A. S. Byatt escribe con toda propiedad sobre los diferentes temas y ramas del saber que circulan por el libro, sea el tratamiento de la dislexia o investigaciones fisiológicas sobre la memoria. En esto y en la creación de escenarios -lo que se llama "amueblar" una novela- da una verdadera lección de cómo manejar un material, cómo integrarlo en la historia y, consecuentemente, cómo convertirlo en apoyatura dramática de los personajes.

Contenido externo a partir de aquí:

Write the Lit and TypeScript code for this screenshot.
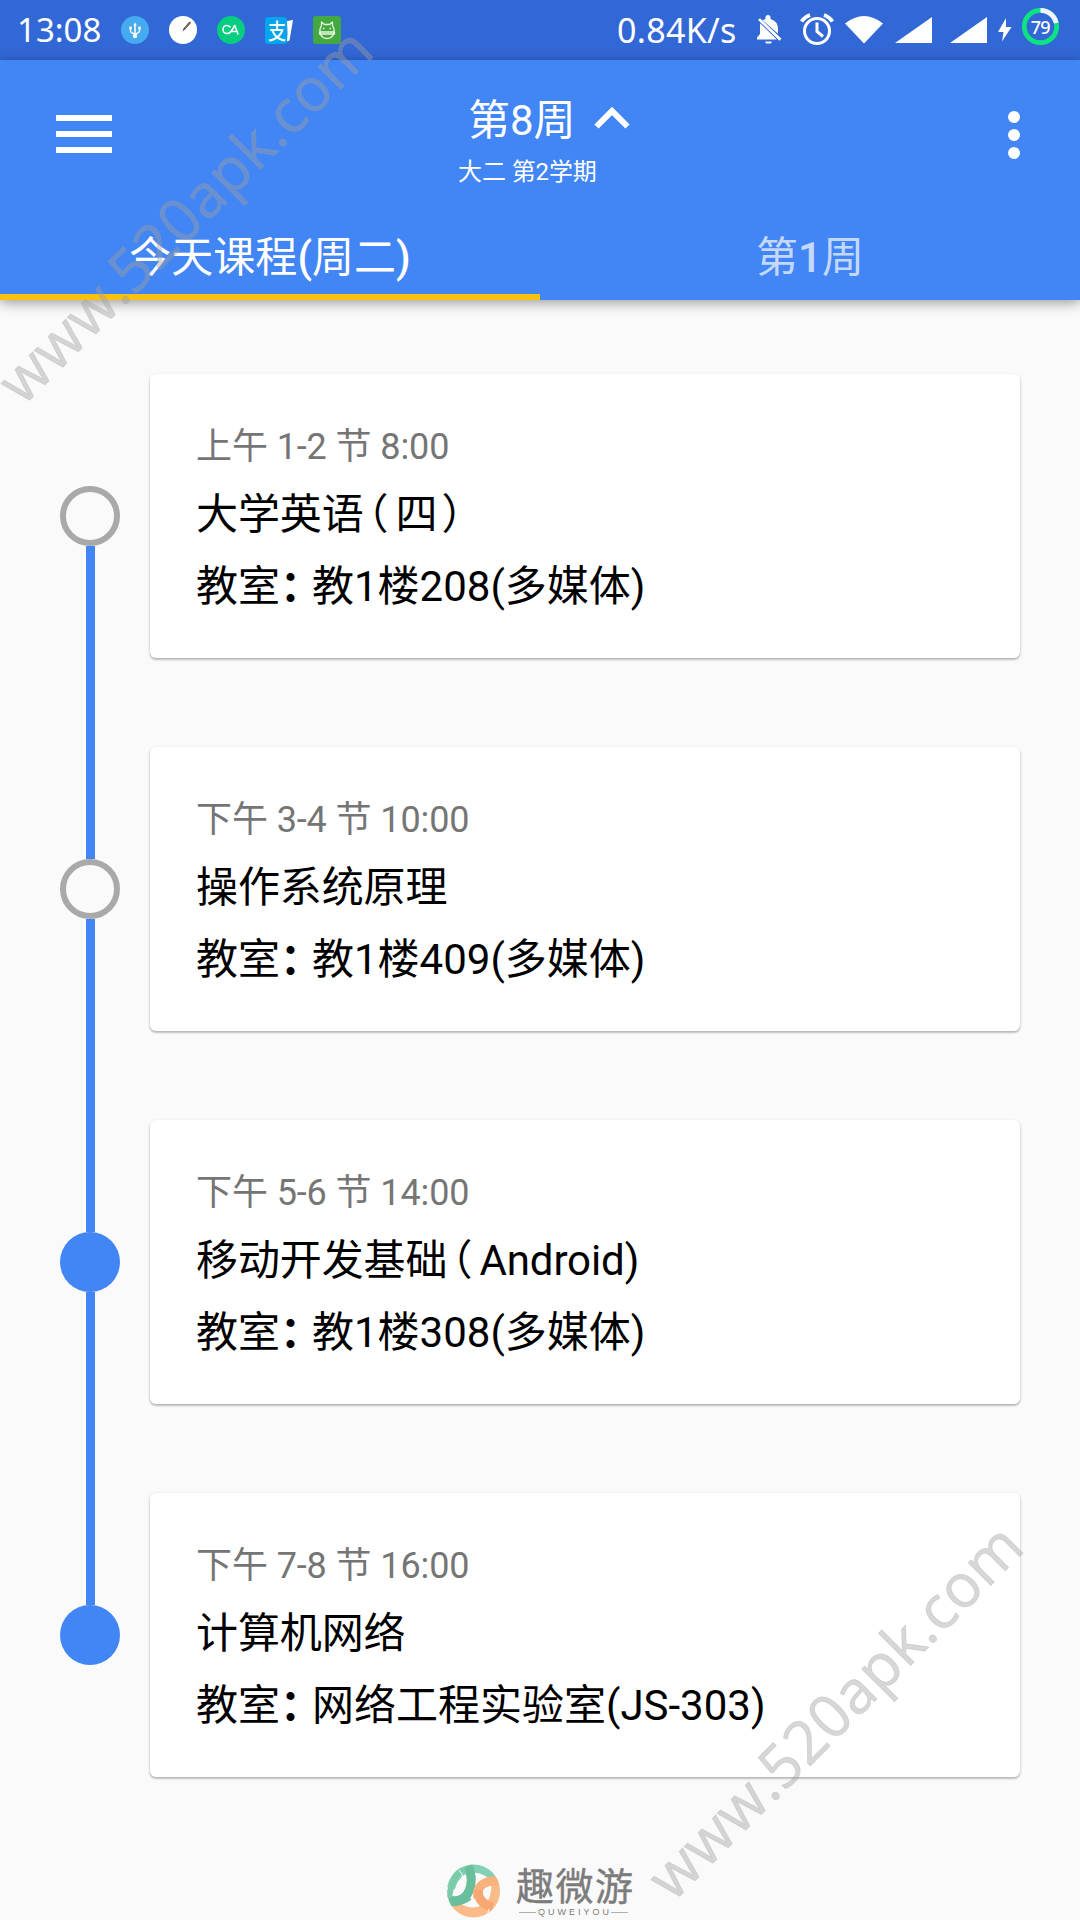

El escenario tiene peso y los personajes tienen vida; estos últimos son muchos y están claramente diferenciados e individualizados, tanto si son conductores como si son agregados; su definición e individualidad iluminan la oscuridad y la zozobra en que se mueven sus relaciones afectivas; en cuanto a las relaciones generales, la pauta social de finales de los sesenta se expande generosamente. Por último hay, en otro plano de los mismos acontecimientos, elementos de carácter simbólico: la imagen de los gemelos, la comunidad, el espacio de lo místico y el cerramiento físico de la granja, el cielo y la tierra, la naturaleza y la ciencia... Ahora se trata de saber adónde los conduce su autora, que se vale de un leitmotiv para colocar distancias y advertir al lector que todo va a confluir; rítmicamente acude a un: "Lo que sucederá", "como veremos", "lo que sucedió
En el fondo de esta novela se
encuentra el viejo asunto de la lucha contra el Mal, en mi opinión. La habilidad de la autora es la de mostrar un Mal contemporáneo cuyas formas ya conocemos, porque pertenece a nuestro inmediato pasado y porque venimos de él, pero la habilidad se extiende al hecho de presentarlo y observarlo sin un átomo de nostalgia por los tiempos pasados. La novela no está escrita desde la nostalgia sino desde el presente; el tema del ciclo de conferencias en la universidad, Cuerpo y mente, centra el territorio donde el drama se desenvuelve; el ciclo también es simbólico. La mirada de Byatt que rige esta narración se atiene a la conciencia y observa con tanta atención como valentía. Todo el aparatoso entramado que sostiene la narración se ha construido con reflexión e imaginación y a medida que nos vamos alejando de la novela leída vamos admirando más y más una construcción que tiene mucho de artificiosa -en el sentido de que artificio es aquello creado por la mano del hombre-, de descaradamente artificiosa, diría yo, y en la que cabe lo rastrero y lo feérico sin disonancia. Porque Byatt pertenece a esa clase de novelistas ingleses que, como Iris Murdoch o Anthony Powell, por citar dos casos distintos a ella y distintos entre sí, entran en la realidad con un escalpelo y no se detienen hasta que han terminado la tarea. El Mal asoma por entre las rendijas de la novela de modo simbólico y como cobertura de otro Mal contemporáneo: el de la confusión en torno al sentido de la felicidad. Baste citar escenas como la del desdoblamiento de Josh Lamb o el encuentro de Jacqueline y Luk en la cabaña o la creación de ese personaje-contraste que es Brenda Pincher para reconocer esta escritura. En fin, al terminar, nos despedimos de esta gente con la rotunda sensación de haber pisado en el mundo. Y es que, como dice uno de ellos: "La novela no desaparecerá. Necesitamos imágenes hechas con palabras". A juzgar por su trabajo, lo mismo piensa A(ntonia) S(usan) Byatt, Duchess of Morpho Eugenia.